Since the days of the enclosures, capital has expanded throughout the globe. What we know as globalisation is a world of globally integrated capitalism. Yet it would be mistaken to see capitalist expansion as merely spatial. Rather there is an attempt to colonise and commodify every aspect of our lives. Workers are monitored and surveilled -from finger scans to urine samples - corporations like Monsanto patent 'brands' of rice or grain, ideas become 'intellectual property', our movement is regulated through borders and checkpoints, and anti-capitalist protests, like those in Seattle and Genova, are turned into expensive Playstation games like State of Emergency, in which you can join the "Freedom Movement," cover your face with a black bandanna and throw Molotov cocktails at the "American Trade Organisation."

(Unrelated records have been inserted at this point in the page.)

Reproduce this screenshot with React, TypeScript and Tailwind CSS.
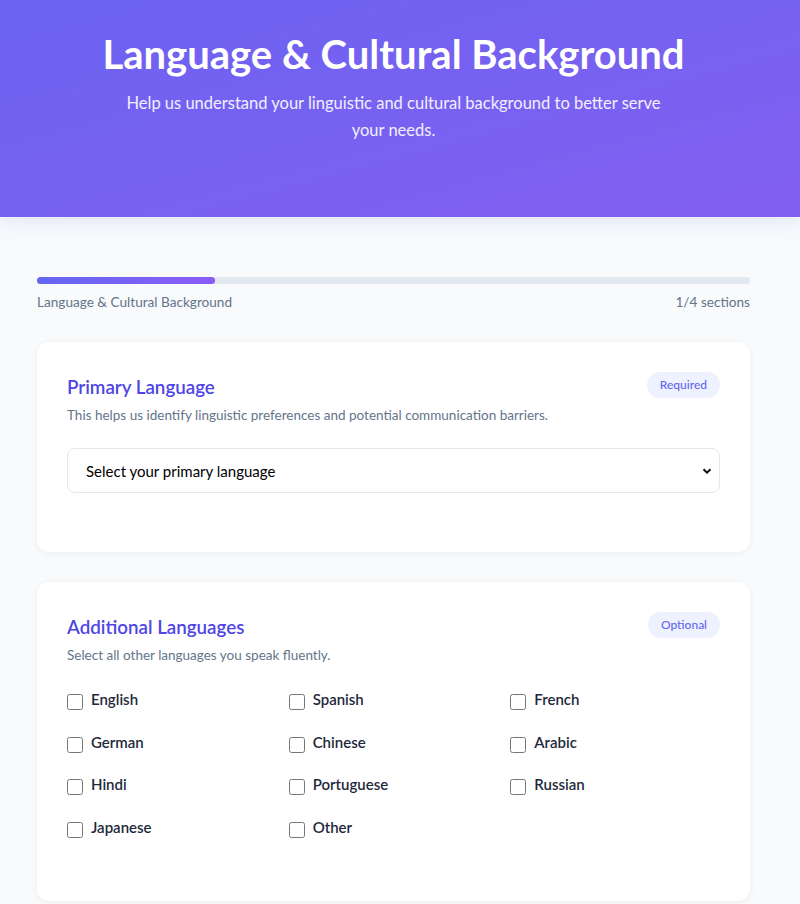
import { useState } from "react";

const languages = [
  "English",
  "Spanish",
  "French",
  "German",
  "Chinese",
  "Arabic",
  "Hindi",
  "Portuguese",
  "Russian",
  "Japanese",
  "Other",
];

export default function App() {
  const [primary, setPrimary] = useState("");
  const [picked, setPicked] = useState<string[]>([]);

  const toggle = (lang: string) =>
    setPicked((p) => (p.includes(lang) ? p.filter((l) => l !== lang) : [...p, lang]));

  return (
    <div className="min-h-screen bg-[#f8fafc] font-['Lato','Noto_Sans',sans-serif]">
      {/* Header */}
      <header className="bg-gradient-to-br from-[#6b63f2] to-[#825ff0] pb-[73px] pt-[31px] pr-[13px] text-center text-white shadow-[0_6px_18px_rgba(99,102,241,0.12)]">
        <h1 className="text-[40px] font-bold leading-[46px]">Language &amp; Cultural Background</h1>
        <p className="mx-auto mt-[13px] max-w-[560px] text-[16.5px] leading-[27px] text-white/90">
          Help us understand your linguistic and cultural background to better serve your needs.
        </p>
      </header>

      <main className="pl-[37px] pr-[50px] pt-[60px] pb-10">
        {/* Progress */}
        <div className="h-[7px] w-full rounded-full bg-[#e2e8f0]">
          <div className="h-full w-1/4 rounded-full bg-gradient-to-r from-[#6366f1] to-[#8b5cf6]" />
        </div>
        <div className="mt-[8px] flex items-center justify-between text-[13.6px] text-[#64748b]">
          <span>Language &amp; Cultural Background</span>
          <span>1/4 sections</span>
        </div>

        {/* Primary Language */}
        <section className="mt-[30px] rounded-xl bg-white px-[30px] pt-[30px] pb-[59px] shadow-[0_1px_6px_rgba(15,23,42,0.06)]">
          <div className="flex items-start justify-between">
            <h2 className="mt-[2px] text-[18.75px] font-semibold leading-[26px] text-[#4f46e5]">Primary Language</h2>
            <span className="rounded-full bg-[#eef2ff] px-[13px] py-[4px] text-[12px] font-medium leading-[18px] text-[#6366f1]">
              Required
            </span>
          </div>
          <p className="mt-[5px] text-[13.5px] leading-[20px] text-[#64748b]">
            This helps us identify linguistic preferences and potential communication barriers.
          </p>
          <div className="relative mt-[23px]">
            <select
              value={primary}
              onChange={(e) => setPrimary(e.target.value)}
              className="h-[45px] w-full appearance-none rounded-lg border border-[#e2e8f0] bg-white pl-[18px] pr-10 text-[15px] text-black focus:outline-none"
            >
              <option value="">Select your primary language</option>
              {languages.map((l) => (
                <option key={l} value={l}>
                  {l}
                </option>
              ))}
            </select>
            <svg
              className="pointer-events-none absolute right-[8px] top-1/2 -translate-y-1/2"
              width="10"
              height="10"
              viewBox="0 0 10 10"
            >
              <path d="M1.5 3.2 5 6.7 8.5 3.2" fill="none" stroke="#111" strokeWidth="2" />
            </svg>
          </div>
        </section>

        {/* Additional Languages */}
        <section className="mt-[30px] rounded-xl bg-white px-[30px] pt-[30px] pb-[62px] shadow-[0_1px_6px_rgba(15,23,42,0.06)]">
          <div className="flex items-start justify-between">
            <h2 className="mt-[2px] text-[18.75px] font-semibold leading-[26px] text-[#4f46e5]">Additional Languages</h2>
            <span className="rounded-full bg-[#eef2ff] px-[13px] py-[4px] text-[12px] font-medium leading-[18px] text-[#6366f1]">
              Optional
            </span>
          </div>
          <p className="mt-[5px] text-[13.5px] leading-[20px] text-[#64748b]">
            Select all other languages you speak fluently.
          </p>
          <div className="mt-[22px] grid grid-cols-3 gap-x-3 gap-y-[18.5px]">
            {languages.map((l) => (
              <label key={l} className="flex cursor-pointer items-start gap-2">
                <input
                  type="checkbox"
                  checked={picked.includes(l)}
                  onChange={() => toggle(l)}
                  className="mt-[7px] h-4 w-4 shrink-0 accent-[#6366f1]"
                />
                <span className="text-[15px] font-semibold leading-[24px] text-[#1e293b]">{l}</span>
              </label>
            ))}
          </div>
        </section>
      </main>
    </div>
  );
}
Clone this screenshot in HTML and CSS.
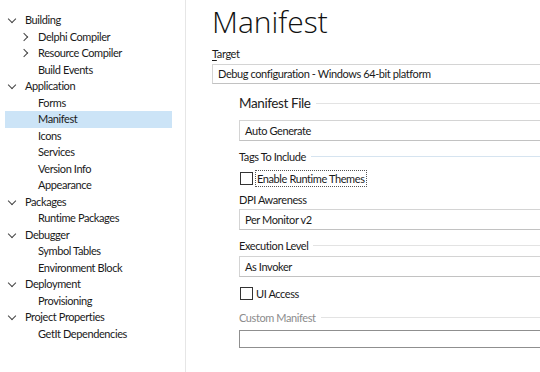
FILE: index.html
```html
<!DOCTYPE html>
<html lang="en">
<head>
    <meta charset="UTF-8">
    <title>Project Options - Manifest</title>
    <link rel="stylesheet" href="styles.css">
</head>
<body>
    <div class="sidebar">
        <ul class="tree">
            <li class="node open"><span class="chev"></span>Building</li>
            <li class="node child closed"><span class="chev"></span>Delphi Compiler</li>
            <li class="node child closed"><span class="chev"></span>Resource Compiler</li>
            <li class="node child">Build Events</li>
            <li class="node open"><span class="chev"></span>Application</li>
            <li class="node child">Forms</li>
            <li class="node child selected">Manifest</li>
            <li class="node child">Icons</li>
            <li class="node child">Services</li>
            <li class="node child">Version Info</li>
            <li class="node child">Appearance</li>
            <li class="node open"><span class="chev"></span>Packages</li>
            <li class="node child">Runtime Packages</li>
            <li class="node open"><span class="chev"></span>Debugger</li>
            <li class="node child">Symbol Tables</li>
            <li class="node child">Environment Block</li>
            <li class="node open"><span class="chev"></span>Deployment</li>
            <li class="node child">Provisioning</li>
            <li class="node open"><span class="chev"></span>Project Properties</li>
            <li class="node child">GetIt Dependencies</li>
        </ul>
    </div>

    <div class="main">
        <div class="title">Manifest</div>
        <div class="label target-label"><u>T</u>arget</div>
        <div class="box target-box">Debug configuration - Windows 64-bit platform</div>

        <div class="group">
            <div class="group-head big"><span>Manifest File</span><i></i></div>
            <div class="box auto-box">Auto Generate</div>

            <div class="group-head tags"><span>Tags To Include</span><i class="blue"></i></div>
            <div class="check themes"><span class="tick"></span><span class="focus">Enable Runtime Themes</span></div>

            <div class="label dpi">DPI Awareness</div>
            <div class="box dpi-box">Per Monitor v2</div>

            <div class="group-head exec"><span>Execution Level</span><i></i></div>
            <div class="box exec-box">As Invoker</div>

            <div class="check ui"><span class="tick"></span><span>UI Access</span></div>

            <div class="group-head custom disabled"><span>Custom Manifest</span><i></i></div>
            <div class="box custom-box"></div>
        </div>
    </div>
</body>
</html>
```

FILE: styles.css
```css
body {
    margin: 0;
    width: 540px;
    height: 372px;
    overflow: hidden;
    display: flex;
    background: #ffffff;
    color: #1a1a1a;
    font-family: Lato, "Open Sans", sans-serif;
    font-size: 11px;
    letter-spacing: -0.4px;
}

/* tree on the left */
.sidebar {
    width: 185px;
    flex-shrink: 0;
    border-right: 1px solid #e6e6e6;
    padding-top: 12px;
}

.tree {
    list-style: none;
    margin: 0;
    padding: 0;
}

.node {
    height: 16.5px;
    line-height: 16.5px;
    padding-left: 25px;
    position: relative;
    white-space: nowrap;
}

.node.child {
    padding-left: 38px;
}

.node.selected {
    background: #cce4f7;
    margin-left: 5px;
    width: 167px;
    padding-left: 33px;
    box-sizing: border-box;
}

.chev {
    position: absolute;
    width: 5px;
    height: 5px;
    border-right: 1px solid #444;
    border-bottom: 1px solid #444;
}

.open .chev {
    left: 9px;
    top: 4px;
    transform: rotate(45deg);
}

.closed .chev {
    left: 21px;
    top: 5px;
    transform: rotate(-45deg);
}

/* form on the right */
.main {
    flex: 1;
    padding-left: 26px;
    min-width: 0;
}

.title {
    margin-top: 6px;
    height: 32px;
    line-height: 32px;
    font-family: "Open Sans", sans-serif;
    font-size: 30px;
    font-weight: 300;
    letter-spacing: 0;
    color: #111;
}

.label {
    height: 16px;
    line-height: 16px;
}

.target-label {
    margin-top: 8px;
}

.target-label u {
    text-decoration-thickness: 1px;
    text-underline-offset: 2px;
}

.box {
    box-sizing: border-box;
    border: 1px solid #d4d4d4;
    border-right: none;
    border-bottom-color: #c2c2c2;
    padding-left: 5px;
    line-height: 18px;
    background: #fff;
}

.target-box {
    margin-top: 2px;
    height: 20px;
}

.group {
    padding-left: 27px;
}

.group-head {
    display: flex;
    align-items: center;
    gap: 5px;
    height: 16px;
    white-space: nowrap;
}

.group-head i {
    flex: 1;
    height: 1px;
    background: #e3e3e3;
    margin-top: 1px;
}

.group-head i.blue {
    background: #d6e4f0;
}

.group-head.big {
    margin-top: 10px;
    height: 18px;
    font-size: 13.5px;
    color: #222;
}

.auto-box {
    margin-top: 8px;
    height: 21px;
    line-height: 19px;
}

.tags {
    margin-top: 7px;
}

.check {
    display: flex;
    align-items: center;
    gap: 3px;
    height: 16px;
}

.tick {
    width: 13px;
    height: 13px;
    box-sizing: border-box;
    border: 1px solid #333;
    background: #fff;
    margin-left: 1px;
}

.focus {
    outline: 1px dotted #555;
    outline-offset: 0;
    padding: 0 1px;
    line-height: 15px;
}

.themes {
    margin-top: 6px;
}

.dpi {
    margin-top: 6px;
}

.dpi-box {
    margin-top: 1px;
    height: 21px;
    line-height: 19px;
}

.exec {
    margin-top: 7px;
}

.exec-box {
    margin-top: 3px;
    height: 21px;
    line-height: 19px;
}

.ui {
    margin-top: 8px;
}

.custom {
    margin-top: 8px;
}

.disabled {
    color: #8c8c8c;
}

.custom-box {
    margin-top: 5px;
    height: 18px;
    border-color: #8f8f8f;
}
```
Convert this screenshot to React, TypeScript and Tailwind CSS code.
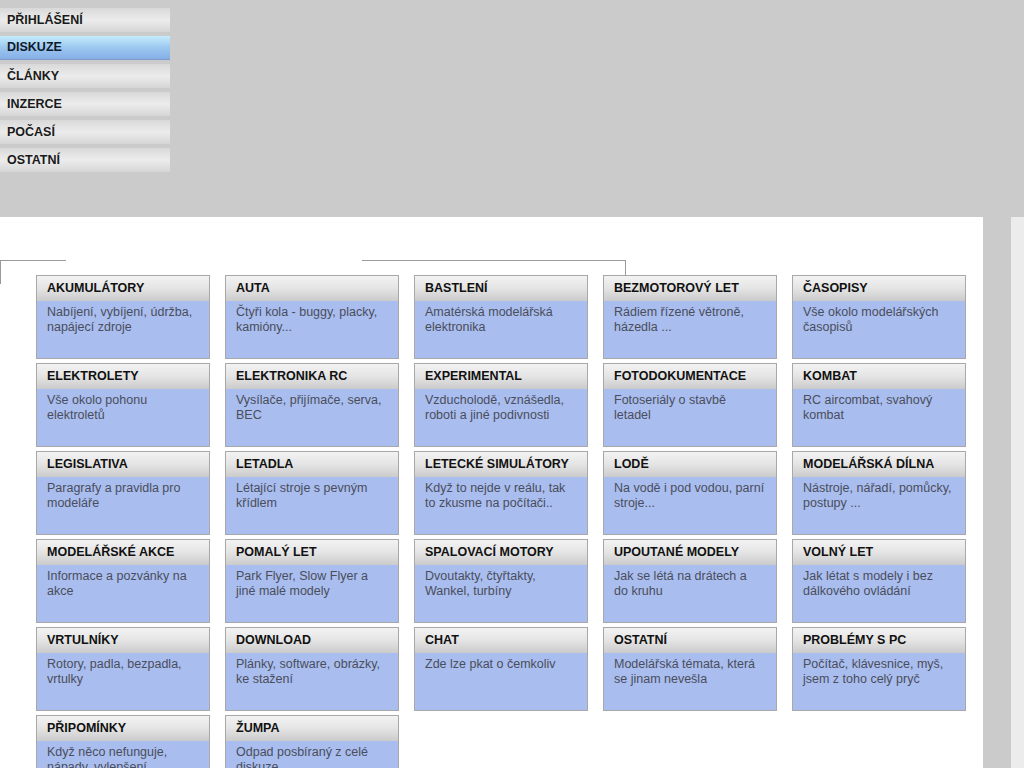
import React from 'react';

const menu = ['PŘIHLÁŠENÍ', 'DISKUZE', 'ČLÁNKY', 'INZERCE', 'POČASÍ', 'OSTATNÍ'];

// line breaks follow the original layout
const forums: [string, string][] = [
  ['AKUMULÁTORY', 'Nabíjení, vybíjení, údržba,\nnapájecí zdroje'],
  ['AUTA', 'Čtyři kola - buggy, placky,\nkamióny...'],
  ['BASTLENÍ', 'Amatérská modelářská\nelektronika'],
  ['BEZMOTOROVÝ LET', 'Rádiem řízené větroně,\nházedla ...'],
  ['ČASOPISY', 'Vše okolo modelářských\nčasopisů'],
  ['ELEKTROLETY', 'Vše okolo pohonu\nelektroletů'],
  ['ELEKTRONIKA RC', 'Vysílače, přijímače, serva,\nBEC'],
  ['EXPERIMENTAL', 'Vzducholodě, vznášedla,\nroboti a jiné podivnosti'],
  ['FOTODOKUMENTACE', 'Fotoseriály o stavbě\nletadel'],
  ['KOMBAT', 'RC aircombat, svahový\nkombat'],
  ['LEGISLATIVA', 'Paragrafy a pravidla pro\nmodeláře'],
  ['LETADLA', 'Létající stroje s pevným\nkřídlem'],
  ['LETECKÉ SIMULÁTORY', 'Když to nejde v reálu, tak\nto zkusme na počítači..'],
  ['LODĚ', 'Na vodě i pod vodou, parní\nstroje...'],
  ['MODELÁŘSKÁ DÍLNA', 'Nástroje, nářadí, pomůcky,\npostupy ...'],
  ['MODELÁŘSKÉ AKCE', 'Informace a pozvánky na\nakce'],
  ['POMALÝ LET', 'Park Flyer, Slow Flyer a\njiné malé modely'],
  ['SPALOVACÍ MOTORY', 'Dvoutakty, čtyřtakty,\nWankel, turbíny'],
  ['UPOUTANÉ MODELY', 'Jak se létá na drátech a\ndo kruhu'],
  ['VOLNÝ LET', 'Jak létat s modely i bez\ndálkového ovládání'],
  ['VRTULNÍKY', 'Rotory, padla, bezpadla,\nvrtulky'],
  ['DOWNLOAD', 'Plánky, software, obrázky,\nke stažení'],
  ['CHAT', 'Zde lze pkat o čemkoliv'],
  ['OSTATNÍ', 'Modelářská témata, která\nse jinam nevešla'],
  ['PROBLÉMY S PC', 'Počítač, klávesnice, myš,\njsem z toho celý pryč'],
  ['PŘIPOMÍNKY', 'Když něco nefunguje,\nnápady, vylepšení...'],
  ['ŽUMPA', 'Odpad posbíraný z celé\ndiskuze'],
];

export default function App() {
  return (
    <div className="h-screen w-[1024px] overflow-hidden bg-[#cbcbcb] font-['Liberation_Sans',Arial,sans-serif] flex flex-col">
      {/* Top menu */}
      <div className="h-[217px] shrink-0 pt-[8px] flex flex-col gap-[4px]">
        {menu.map((item) => {
          const active = item === 'DISKUZE';
          return (
            <div
              key={item}
              className={`w-[170px] h-[24px] flex items-center pl-[7px] text-[12.5px] font-bold ${
                active
                  ? 'bg-gradient-to-b from-[#c4ecfb] via-[#9cc8f0] to-[#86aee6] border-b border-[#7d9ccc] text-[#111a2a]'
                  : 'bg-gradient-to-b from-[#d9d9d9] via-[#ececec] to-[#d6d6d6] text-[#1a1a1a]'
              }`}
            >
              {item}
            </div>
          );
        })}
      </div>

      {/* Forum list */}
      <div className="flex flex-1 min-h-0">
        <div className="relative w-[983px] bg-white pt-[58px] pl-[36px]">
          <div className="absolute left-0 top-[43px] w-[66px] h-px bg-[#9a9a9a]" />
          <div className="absolute left-0 top-[43px] w-px h-[24px] bg-[#9a9a9a]" />
          <div className="absolute left-[362px] top-[43px] w-[264px] h-px bg-[#9a9a9a]" />
          <div className="absolute left-[625px] top-[43px] w-px h-[16px] bg-[#9a9a9a]" />

          <div className="grid grid-cols-[repeat(5,174px)] gap-x-[15px] gap-y-[4px]">
            {forums.map(([title, desc]) => (
              <div key={title} className="h-[84px] border border-[#a8a8a8] bg-[#a9bdee] flex flex-col">
                <div className="h-[25px] shrink-0 flex items-center pl-[10px] bg-gradient-to-b from-[#f3f3f3] via-[#e4e4e4] to-[#cbcbcb] text-[12.5px] font-bold text-[#111]">
                  {title}
                </div>
                <div className="pl-[10px] pr-[2px] pt-[4px] whitespace-pre-line text-[12.5px] leading-[15px] text-[#4a4d5c]">
                  {desc}
                </div>
              </div>
            ))}
          </div>
        </div>
        <div className="w-[28px] bg-[#cbcbcb]" />
        <div className="flex-1 bg-[#ececec]" />
      </div>
    </div>
  );
}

But within this dystopic picture, there is another story - or perhaps the same story - the story of resistance. This is the story of the dignity of the Zapatistas, of thousands of Brazilian peasants reoccupying their land, of workers' councils in Argentina, general strikes in Italy and 'riots' within Australia's concentration camps. This is a story that exists on a smaller scale within each workplace and within every one of us. Those who cross the borders are a part of this story: a part of the refusal of capital's enclosures and domination, and the struggle for a world that is not defined by the imposition of work.

As Linebaugh and Rediker say -


"The globalizing powers have a long reach and endless patience. Yet the planetary wanderers do not forget, and they are ever ready from Africa to the Caribbean to Seattle to resist slavery and restore the commons."

To restore the commons is to resist capital's enclosures. To restore the commons is to refuse to be defined by capital's borders. But to restore the commons is to do more than simply escape. Rather it is to create a new world. In our refusal we should all be 'economic migrants', refusing to stay where we can be best exploited. In creating a new world we should learn from those who have come so far and risked so much.

One such man, who escaped from Woomera at Easter only to be later recaptured, said to me, as we smoked cigarettes in a tent in the desert: "Thank you. You are doing something really worth humanity." Today, to resist is to fight for that very humanity, against a system that attempts to dehumanize us all. This man talked of those inside Woomera-people who are called by numbers not names- as the "people anonymous". I was struck by the extent to which this is what we all are to capital: "people anonymous, 'human resources', any pair of hands will do". Yet through our struggles we can begin the journey towards a world where no one is anonymous, and create a world in which each of us can be fully human."